Painting the Dragoon Officer:
Starting off as usual with a white primer undercoat, the model was set aside to dry overnight. After that, the model was given a coat of thinned down white paint to ensure no patches of bare metal were left, and also this would ensure a better hold for the subsequent paint colours. Again, this layer was allowed to thouroughly dry before continuing. failing to do this would hold the risk of paint flaking or cracking, or washes to "creep" out of the recesses. It is always better to put extra time and care in the first stages of painting a figure than to regret it later.
Painting the Dragoon Officer:
Starting off as usual with a white primer undercoat, the model was set aside to dry overnight. After that, the model was given a coat of thinned down white paint to ensure no patches of bare metal were left, and also this would ensure a better hold for the subsequent paint colours. Again, this layer was allowed to thouroughly dry before continuing. failing to do this would hold the risk of paint flaking or cracking, or washes to "creep" out of the recesses. It is always better to put extra time and care in the first stages of painting a figure than to regret it later.
White areas of the uniform were given a wash of dark grey (Medium Grey + Black) diluted with water and Acrylic Matt Medium as usual. This was then subsequently highlighted with Medium Grey and Titanium White. The green of the uniform was done by starting out with a base colour of chrome green. This was given shading by applying a wash based on Moss Green ink. Highlighting was done using Chrome Green and a mix of Chrome Green and Buff Titanium for a final highlight.

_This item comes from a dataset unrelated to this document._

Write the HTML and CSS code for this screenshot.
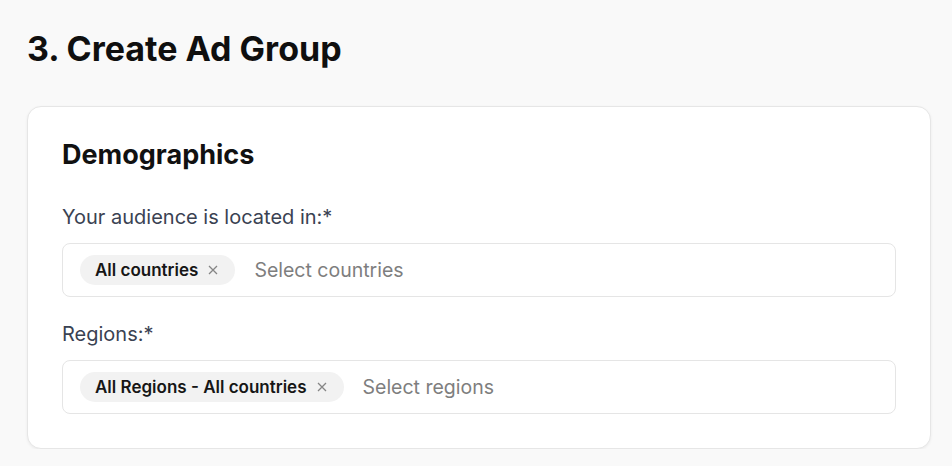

The pink for the uniform was created by mixing Dark Cadmium red with Buff Titanium. This was shaded with a wash based on Sanguine ink, highlights were added using the same pink mix, but with more buff titanium added to it.
Black leather areas such as the boots, scabbard and cartridge box were given a basecoat of Dark Grey mix, and shaded with a Black ink wash. this was subsequently highlighted with Dark Grey and Medium Grey.
The wood of the musket was done by first undercoating the area with Raw Sienna. This was shaded with a Black ink wash. The resulting dark brown tone was then highlighted subsequently with Raw Sienna and Yellow Ochre. Buff Titanium was used for a few select specular highlights. The same colouring was also used on the brown leather straps of the stirrups.
The metal the musket barrel, sword and stirrups were done by applying a Steel colour mix composed of Iridescent Silver and a little Mars Black to dull it down. This, like the brown wood/leather parts before, was given a Black ink wash. The steel mix was then used again to re-highlight certain details, with pure Iridescent Silver used for the final highlights.
Skintone was done starting from a mix of Burnt Sienna and Titanium White. Raw Sienna ink wash was used for shading, and Titanium White was added to the skintone mix for successive stags of highlighting. The mouth and eyes were then first painted black, with teeth and eye detail picked out with white. Hair was painted Mars Black, and highlighted with the previously mentioned Dark Grey Mix and Medium Grey for final highlights.
Golden ornamentation and buckles received a basecoat of Iridescent Gold. To this a dark brown wash was applied, based on a mix of Raw Sienna Ink and a tiny drop of Black ink. Highlights were done with a mix of Iridescent Gold and Iridescent Silver
The horse was given a basecoat of Raw Sienna, which was then shaded with a wash based on Black Ink. The resulting dark brown shaded horse was then procedurally highlighted using a thinned down Raw Sienna paint (with extra Acrylic Matt Medium added), adding Yellow Ochre to the mix for every stage, and finally adding some Buff Titanium for the final highlight. The result was a beautiful deep brown tone with smoothly blended lighter tones, accentuating the musculature of the horse.
The horse’s hair and hooves were done similarly to the rider’s hair, a black basecoat with dark grey and Medium Grey highlights. The same was done to the horse’s bridle as well. the connecting rings on the bridle were picked out using the same Steel colour mix as mentioned for the musket barrel and sword blade.
The saddle was painted using the same techniques and colours (pink and green) as the rider’s uniform.The bedroll on the saddle was basecoated Raw Umber, into which Buff Titanium was added in increasing amounts for successive highlights.
Finally, the base was first painted Raw Sienna. This was then shaded to a deep dark brown with a wash based on Black ink. Afterwards, the base was successively drybrushed with Raw Sienna, Yellow Ochre and Buff Titanium. The edge of the base was painted with Mars Black.
At this point, the base had Static grass applied to it and the whole model was sealed with a Matt Acrylic Varnish spray.
Thanks for your time and I hope you enjoyed this article.